● WHAT THE TASK ASKS
Output the material beneath this task exactly, images excluded.

_ _ _ _ _ _ _

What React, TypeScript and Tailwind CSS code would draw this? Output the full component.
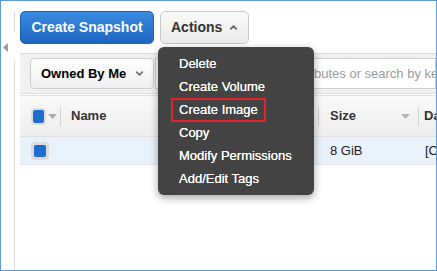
import { ChevronDown, ChevronUp } from 'lucide-react';

const menuItems = [
  'Delete',
  'Create Volume',
  'Create Image',
  'Copy',
  'Modify Permissions',
  'Add/Edit Tags',
];

function Caret({ className = '' }: { className?: string }) {
  return (
    <svg width="9" height="5" viewBox="0 0 9 5" className={className}>
      <polygon points="0,0 9,0 4.5,5" fill="currentColor" />
    </svg>
  );
}

function HeaderDivider() {
  return <div className="w-px h-[19px] shrink-0 bg-[#d2d2d2]" />;
}

export default function App() {
  return (
    <div className="relative w-[437px] h-[271px] overflow-hidden bg-white border border-[#5b9bd5] flex font-['Liberation_Sans',Arial,sans-serif]">
      {/* collapsed side panel */}
      <div className="w-[14px] shrink-0 flex flex-col pt-[10px]">
        <div className="h-[22px] border-r border-[#dcdcdc]" />
        <div className="h-[28px] flex items-center pl-[2px]">
          <svg width="5" height="9" viewBox="0 0 5 9">
            <polygon points="5,0 5,9 0,4.5" fill="#9a9a9a" />
          </svg>
        </div>
        <div className="flex-1 border-r border-[#dcdcdc]" />
      </div>

      <div className="flex-1 min-w-0 overflow-hidden ml-[5px] pt-[10px] flex flex-col">
        {/* top buttons */}
        <div className="flex gap-[6px] h-[33px]">
          <button className="w-[134px] h-full rounded-[5px] border border-[#1d62b5] bg-gradient-to-b from-[#3a8ae0] to-[#1d67c2] text-white text-[14px] font-bold">
            Create Snapshot
          </button>
          <button className="w-[89px] h-full rounded-[5px] border border-[#cacaca] bg-gradient-to-b from-[#f9f9f9] to-[#ebebeb] text-[#333] text-[14px] font-bold flex items-center pl-[10px] gap-[6px]">
            Actions
            <ChevronUp className="w-[11px] h-[11px] text-[#666]" strokeWidth={4} />
          </button>
        </div>

        {/* filter bar */}
        <div className="mt-[9px] h-[41px] bg-[#f1f1f1] border-t border-b border-[#dedede] flex items-center pl-[10px]">
          <button className="w-[124px] shrink-0 h-[31px] rounded-[4px] border border-[#cdcdcd] bg-gradient-to-b from-white to-[#f0f0f0] text-[13px] font-bold text-black flex items-center pl-[10px] gap-[8px]">
            Owned By Me
            <ChevronDown className="w-[11px] h-[11px] text-[#777]" strokeWidth={4} />
          </button>
          <div className="flex-1 min-w-0 h-[31px] ml-[1px] border border-[#cfcfcf] bg-white flex items-center pl-[33px] overflow-hidden">
            <span className="whitespace-nowrap text-[13px] text-[#9b9b9b]">
              Filter by tags and attributes or search by keyword
            </span>
          </div>
        </div>

        {/* table header */}
        <div className="mt-[1px] h-[42px] bg-gradient-to-b from-[#f9f9f9] to-[#eeeeee] border-t border-b border-[#e0e0e0] flex items-center text-[13px] font-bold text-[#333] whitespace-nowrap">
          <div className="w-[40px] shrink-0 flex items-center pl-[11px]">
            <div className="w-[15px] h-[17px] rounded-[4px] bg-[#dedede] p-[2px]">
              <div className="w-full h-full rounded-[2px] bg-[#1f6fd0]" />
            </div>
            <Caret className="ml-[2px] text-[#aaa]" />
          </div>
          <HeaderDivider />
          <div className="w-[257px] shrink-0 pl-[10px]">Name</div>
          <HeaderDivider />
          <div className="w-[99px] shrink-0 pl-[11px] pr-[8px] flex items-center justify-between">
            Size
            <Caret className="text-[#b5b5b5]" />
          </div>
          <HeaderDivider />
          <div className="pl-[5px]">Date</div>
        </div>

        {/* selected row */}
        <div className="h-[28px] bg-[#e9f1fb] border-b border-[#e3e7ee] flex items-center text-[13px] text-[#222] whitespace-nowrap">
          <div className="w-[40px] shrink-0 pl-[11px]">
            <div className="w-[18px] h-[18px] rounded-[4px] bg-[#dcdcdc] p-[3px]">
              <div className="w-full h-full rounded-[2px] bg-[#1f6fd0]" />
            </div>
          </div>
          <div className="w-[270px] shrink-0" />
          <div className="w-[95px] shrink-0">8 GiB</div>
          <div>[Copied</div>
        </div>
      </div>

      {/* actions menu */}
      <div className="absolute left-[157px] top-[46px] w-[156px] h-[148px] rounded-[6px] bg-[#434343] py-[5px] shadow-[0_3px_8px_rgba(0,0,0,0.35)]">
        {menuItems.map((item) => (
          <div key={item} className="h-[23px] flex items-center pl-[21px] text-[13px] text-white whitespace-nowrap [text-shadow:0_0_0.4px_#fff]">
            {item === 'Create Image' ? (
              <span className="h-[24px] -ml-[8px] px-[6px] border-2 border-[#e3222b] flex items-center">
                {item}
              </span>
            ) : (
              item
            )}
          </div>
        ))}
      </div>
    </div>
  );
}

_ _ _ _ _ _ _

● EXERCISE RESULT
What React, TypeScript and Tailwind CSS code would draw this? Output the full component.
import { ChevronDown, ChevronUp } from 'lucide-react';

const menuItems = [
  'Delete',
  'Create Volume',
  'Create Image',
  'Copy',
  'Modify Permissions',
  'Add/Edit Tags',
];

function Caret({ className = '' }: { className?: string }) {
  return (
    <svg width="9" height="5" viewBox="0 0 9 5" className={className}>
      <polygon points="0,0 9,0 4.5,5" fill="currentColor" />
    </svg>
  );
}

function HeaderDivider() {
  return <div className="w-px h-[19px] shrink-0 bg-[#d2d2d2]" />;
}

export default function App() {
  return (
    <div className="relative w-[437px] h-[271px] overflow-hidden bg-white border border-[#5b9bd5] flex font-['Liberation_Sans',Arial,sans-serif]">
      {/* collapsed side panel */}
      <div className="w-[14px] shrink-0 flex flex-col pt-[10px]">
        <div className="h-[22px] border-r border-[#dcdcdc]" />
        <div className="h-[28px] flex items-center pl-[2px]">
          <svg width="5" height="9" viewBox="0 0 5 9">
            <polygon points="5,0 5,9 0,4.5" fill="#9a9a9a" />
          </svg>
        </div>
        <div className="flex-1 border-r border-[#dcdcdc]" />
      </div>

      <div className="flex-1 min-w-0 overflow-hidden ml-[5px] pt-[10px] flex flex-col">
        {/* top buttons */}
        <div className="flex gap-[6px] h-[33px]">
          <button className="w-[134px] h-full rounded-[5px] border border-[#1d62b5] bg-gradient-to-b from-[#3a8ae0] to-[#1d67c2] text-white text-[14px] font-bold">
            Create Snapshot
          </button>
          <button className="w-[89px] h-full rounded-[5px] border border-[#cacaca] bg-gradient-to-b from-[#f9f9f9] to-[#ebebeb] text-[#333] text-[14px] font-bold flex items-center pl-[10px] gap-[6px]">
            Actions
            <ChevronUp className="w-[11px] h-[11px] text-[#666]" strokeWidth={4} />
          </button>
        </div>

        {/* filter bar */}
        <div className="mt-[9px] h-[41px] bg-[#f1f1f1] border-t border-b border-[#dedede] flex items-center pl-[10px]">
          <button className="w-[124px] shrink-0 h-[31px] rounded-[4px] border border-[#cdcdcd] bg-gradient-to-b from-white to-[#f0f0f0] text-[13px] font-bold text-black flex items-center pl-[10px] gap-[8px]">
            Owned By Me
            <ChevronDown className="w-[11px] h-[11px] text-[#777]" strokeWidth={4} />
          </button>
          <div className="flex-1 min-w-0 h-[31px] ml-[1px] border border-[#cfcfcf] bg-white flex items-center pl-[33px] overflow-hidden">
            <span className="whitespace-nowrap text-[13px] text-[#9b9b9b]">
              Filter by tags and attributes or search by keyword
            </span>
          </div>
        </div>

        {/* table header */}
        <div className="mt-[1px] h-[42px] bg-gradient-to-b from-[#f9f9f9] to-[#eeeeee] border-t border-b border-[#e0e0e0] flex items-center text-[13px] font-bold text-[#333] whitespace-nowrap">
          <div className="w-[40px] shrink-0 flex items-center pl-[11px]">
            <div className="w-[15px] h-[17px] rounded-[4px] bg-[#dedede] p-[2px]">
              <div className="w-full h-full rounded-[2px] bg-[#1f6fd0]" />
            </div>
            <Caret className="ml-[2px] text-[#aaa]" />
          </div>
          <HeaderDivider />
          <div className="w-[257px] shrink-0 pl-[10px]">Name</div>
          <HeaderDivider />
          <div className="w-[99px] shrink-0 pl-[11px] pr-[8px] flex items-center justify-between">
            Size
            <Caret className="text-[#b5b5b5]" />
          </div>
          <HeaderDivider />
          <div className="pl-[5px]">Date</div>
        </div>

        {/* selected row */}
        <div className="h-[28px] bg-[#e9f1fb] border-b border-[#e3e7ee] flex items-center text-[13px] text-[#222] whitespace-nowrap">
          <div className="w-[40px] shrink-0 pl-[11px]">
            <div className="w-[18px] h-[18px] rounded-[4px] bg-[#dcdcdc] p-[3px]">
              <div className="w-full h-full rounded-[2px] bg-[#1f6fd0]" />
            </div>
          </div>
          <div className="w-[270px] shrink-0" />
          <div className="w-[95px] shrink-0">8 GiB</div>
          <div>[Copied</div>
        </div>
      </div>

      {/* actions menu */}
      <div className="absolute left-[157px] top-[46px] w-[156px] h-[148px] rounded-[6px] bg-[#434343] py-[5px] shadow-[0_3px_8px_rgba(0,0,0,0.35)]">
        {menuItems.map((item) => (
          <div key={item} className="h-[23px] flex items-center pl-[21px] text-[13px] text-white whitespace-nowrap [text-shadow:0_0_0.4px_#fff]">
            {item === 'Create Image' ? (
              <span className="h-[24px] -ml-[8px] px-[6px] border-2 border-[#e3222b] flex items-center">
                {item}
              </span>
            ) : (
              item
            )}
          </div>
        ))}
      </div>
    </div>
  );
}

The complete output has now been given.